Ladislas Starevich - After World War I

After World War I

Wishing to remain independent, Starevich moved to Fontenay-sous-Bois and started on a series of puppet films that would last for the rest of his life. In these films he was assisted first by his wife France Starevich and later by his daughter Irina (who had changed her name to Irène). The first of these films was Les Grenouilles qui demandent un roi (The Frogs That Demand a King, aka Frogland ) (1922), probably the closest Starevich ever came to political commentary in his French films. Following Aesop's fable of the frogs who demand a king from the god Jupiter and are disappointed by the results, the film shows a clear preference not for the pre-monarchial or decadent democracy (which would likely be the slant of an American or French film), but for King Log's form of libertarian government.

During the years at Fontenay-sous-Bois, the Stareviches made two dozen films. Among the most notable are La Voix du rossignol (The Voice of the Nightingale) (1923), a hand-tinted film (some sources say Prizmacolor) starring the young "Nina Starr" (Janina Starevich) and the naturalistic nightingale who convinces her to free him, and Fétiche Mascotte (Duffy the Mascot, aka The Mascot, aka Puppet Love, aka The Devil's Ball) (1934), a long and strange story about a loving dog puppet who practically goes through Hell to get an orange to a girl dying of scurvy, selected by Terry Gilliam as one of the ten best animated films of all time. La Voix du rossignol was awarded the Hugo Riesenfeld Medal for being the "most novel short subject motion picture in the USA during the year 1925".

Often mentioned as being among his best work, The Tale of the Fox (French: Le Roman de Renard, German: Reinicke Fuchs) was also his first animated feature. Although most of the production took place in Paris from 1929–1931, it was finally released in Berlin in 1937 and in France in 1941. It was the third animated feature film to have sound, after Quirino Cristiani's Peludópolis (1931) and The New Gulliver (1935) from the Soviet Union.

Starevich introduced sound and color into his puppet films as soon as they became available. He kept every puppet he made, so stars in one film tended to turn up as supporting characters in later works (the frogs from Grenouilles qui demandent un roi are the oldest of these).

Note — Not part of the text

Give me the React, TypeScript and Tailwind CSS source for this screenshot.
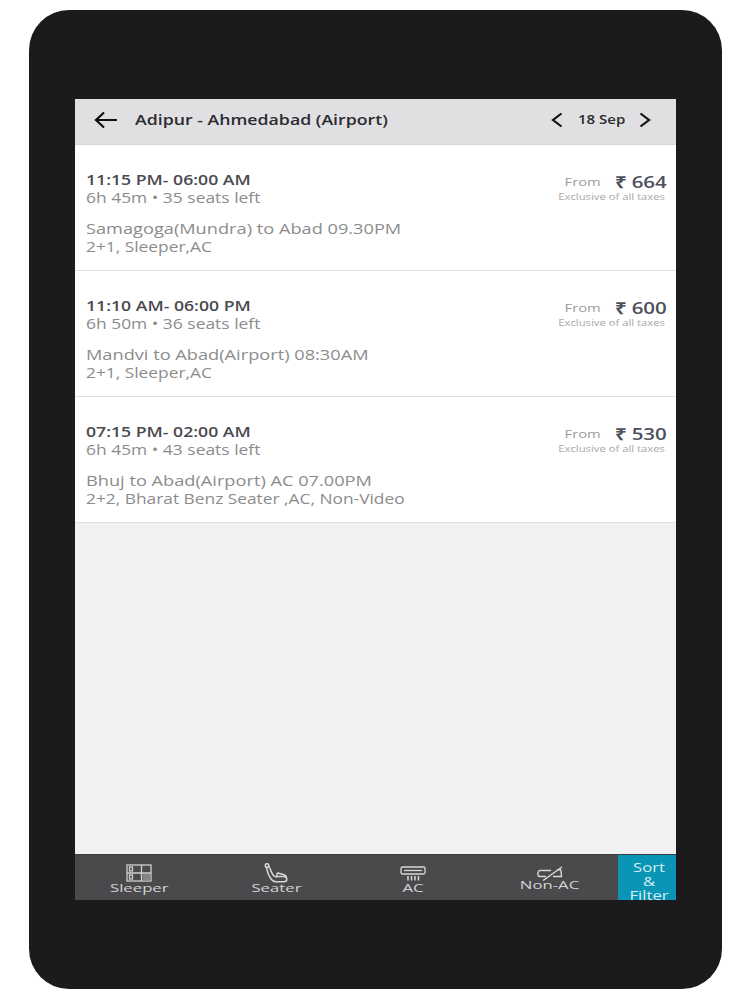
const trips = [
  {
    time: "11:15 PM- 06:00 AM",
    meta: "6h 45m • 35 seats left",
    name: "Samagoga(Mundra) to Abad 09.30PM",
    bus: "2+1, Sleeper,AC",
    price: "664",
  },
  {
    time: "11:10 AM- 06:00 PM",
    meta: "6h 50m • 36 seats left",
    name: "Mandvi to Abad(Airport) 08:30AM",
    bus: "2+1, Sleeper,AC",
    price: "600",
  },
  {
    time: "07:15 PM- 02:00 AM",
    meta: "6h 45m • 43 seats left",
    name: "Bhuj to Abad(Airport) AC 07.00PM",
    bus: "2+2, Bharat Benz Seater ,AC, Non-Video",
    price: "530",
  },
];

function SleeperIcon() {
  return (
    <svg width="26" height="18" viewBox="0 0 26 18" fill="none" stroke="#d0d0d0" strokeWidth="1.300">
      <rect x="1" y="1" width="24" height="16" />
      <path d="M1 9h24M15.500 1v16" />
      <rect x="3.500" y="3" width="3" height="4" />
      <rect x="3.500" y="11" width="3" height="4" />
      <rect x="16.500" y="10" width="8" height="6.500" fill="#858585" stroke="none" />
    </svg>
  );
}

function SeaterIcon() {
  return (
    <svg width="24" height="20" viewBox="0 0 24 20" fill="none" stroke="#d8d8d8" strokeWidth="1.500" strokeLinejoin="round">
      <circle cx="3" cy="2.500" r="1.800" />
      <path d="M2.500 5c.8 4 2 7.500 4.500 11 1.200 1.700 2.500 2.700 5 2.700h8c1.700 0 2.800-1.100 2.800-2.500 0-1.700-1.200-2.700-2.800-2.700h-6" />
      <path d="M5 3.500c1.500 3 2.500 6.500 4.500 9 1 1.200 2.500 1.500 4 1.500M13.500 14c-1-1.500-1-3.500.5-4l6 1.800c1.200.4 2 1.100 2.300 2.200" />
    </svg>
  );
}

function AcIcon() {
  return (
    <svg width="26" height="15" viewBox="0 0 26 15" fill="none" stroke="#d8d8d8" strokeWidth="1.300">
      <path d="M2.500 1h21c.8 0 1.500.7 1.500 1.500v4c0 .8-.7 1.500-1.500 1.500h-21C1.700 8 1 7.300 1 6.500v-4C1 1.700 1.700 1 2.500 1z" />
      <path d="M4 4.500h18" />
      <path d="M8 10v4.500M11.500 10v4.500M15 10v4.500M18.500 10v4.500" strokeWidth="1.500" />
    </svg>
  );
}

function NonAcIcon() {
  return (
    <svg width="26" height="15" viewBox="0 0 26 15" fill="none" stroke="#d8d8d8" strokeWidth="1.400">
      <path d="M3 4.500h11M3 4.500c-1 0-2 1-2 2v2c0 1 1 2 2 2h6M16 10.500h8.500L24 5c0-1-.5-1.500-1.500-1.500l-2.500.5" />
      <path d="M6 14.500 25 1" strokeWidth="1.500" />
    </svg>
  );
}

function TripRow({ trip }: { trip: (typeof trips)[number] }) {
  return (
    <div className="flex h-[126px] shrink-0 justify-between border-b border-[#dfdfe1] bg-white pl-[11px] pr-[9px] pt-[26px]">
      <div className="whitespace-nowrap">
        <p className="origin-left scale-x-[1.26] text-[14px] leading-[18px] font-semibold text-[#4a4a50]">{trip.time}</p>
        <p className="origin-left scale-x-[1.245] text-[14px] leading-[17px] text-[#8c8c8c]">{trip.meta}</p>
        <p className="mt-[14px] origin-left scale-x-[1.3] text-[14px] leading-[18px] text-[#8c8c8c]">{trip.name}</p>
        <p className="origin-left scale-x-[1.238] text-[14px] leading-[17px] text-[#8c8c8c]">{trip.bus}</p>
      </div>
      <div className="flex origin-right scale-x-[1.28] flex-col items-end whitespace-nowrap pt-[1px]">
        <div className="flex items-center">
          <span className="text-[11.500px] leading-[20px] text-[#9a9a9a]">From</span>
          <span className="ml-[11px] text-[16px] leading-[20px] font-semibold text-[#4d4f5c]">₹ {trip.price}</span>
        </div>
        <p className="mr-[1.500px] text-[8.800px] leading-[11px] text-[#a8a8a8]">Exclusive of all taxes</p>
      </div>
    </div>
  );
}

function FilterTab({ label, icon, raised }: { label: string; icon: React.ReactNode; raised?: boolean }) {
  return (
    <div className="flex w-[128px] shrink-0 flex-col items-center pt-[9px]">
      <div className="flex h-[18px] items-center">{icon}</div>
      <span
        className={
          raised
            ? "-mt-[5px] scale-x-[1.52] text-[11px] leading-[16px] text-[#d4d4d4]"
            : "-mt-[2px] scale-x-[1.52] text-[11px] leading-[16px] text-[#d4d4d4]"
        }
      >
        {label}
      </span>
    </div>
  );
}

export default function App() {
  return (
    <div className="h-[1000px] w-[750px] bg-white pl-[29px] pt-[10px] font-['Open_Sans',sans-serif]">
      <div className="h-[979px] w-[693px] rounded-[40px] bg-[#1b1b1d] pl-[46px] pt-[89px]">
        <div className="flex h-[801px] w-[601px] flex-col bg-[#f2f2f4]">
          <header className="flex h-[46px] shrink-0 items-center justify-between border-b border-[#d8d8da] bg-[#e0e0e2] pb-[3px] pl-[19px] pr-[25px]">
            <div className="flex items-center">
              <svg width="24" height="18" viewBox="0 0 24 18" fill="none" stroke="#111" strokeWidth="2.200">
                <path d="M23 9H2M10 1.500 2 9l8 7.500" />
              </svg>
              <span className="mb-[2px] ml-[17px] origin-left scale-x-[1.265] text-[14px] font-semibold whitespace-nowrap text-[#2b2b30]">
                Adipur - Ahmedabad (Airport)
              </span>
            </div>
            <div className="flex items-center">
              <svg width="12" height="16" viewBox="0 0 12 16" fill="none" stroke="#111" strokeWidth="2.200">
                <path d="M10.500 1.500 2 8l8.500 6.500" />
              </svg>
              <span className="ml-[15px] mr-[23px] origin-left scale-x-[1.25] text-[12px] font-semibold whitespace-nowrap text-[#2b2b30]">
                18 Sep
              </span>
              <svg width="12" height="16" viewBox="0 0 12 16" fill="none" stroke="#111" strokeWidth="2.200">
                <path d="M1.500 1.500 10 8l-8.500 6.500" />
              </svg>
            </div>
          </header>
          {trips.map((trip) => (
            <TripRow key={trip.name} trip={trip} />
          ))}
          <div className="flex-1" />
          <footer className="flex h-[46px] shrink-0 overflow-hidden border-t border-[#3c3c3e] bg-[#4a4a4c]">
            <div className="flex flex-1 gap-[9px]">
              <FilterTab label="Sleeper" icon={<SleeperIcon />} />
              <FilterTab label="Seater" icon={<SeaterIcon />} />
              <FilterTab label="AC" icon={<AcIcon />} />
              <FilterTab label="Non-AC" icon={<NonAcIcon />} raised />
            </div>
            <div className="w-[58px] shrink-0 bg-[#0a94b5] pl-[4px] pt-[6px] text-center text-[12px] leading-[14px] text-[#d9eef3]">
              <p className="scale-x-[1.39]">Sort</p>
              <p className="scale-x-[1.39]">&amp;</p>
              <p className="scale-x-[1.39]">Filter</p>
            </div>
          </footer>
        </div>
      </div>
    </div>
  );
}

Vladislav Starevich died on 26 February 1965, while working on Comme chien et chat (Like Dog and Cat). It was left unfinished out of respect. He was one of the few European animators to be known by name in America before the 1960s, largely on account of La Voix du rossignol and Fétiche Mascotte (The Tale of the Fox was not widely distributed in the US). His Russian films were known for their dark humor, probably an inevitable consequence of the choice of dead beetles and grasshoppers as subjects. Once he switched to using more ordinary puppets for his French films, his work became more lyrical. However, the fact that he was working independently had the negative effect that the films are sometimes considered too long, too lyrical, and too uncommercial. The films are united, however, by their wild imagination.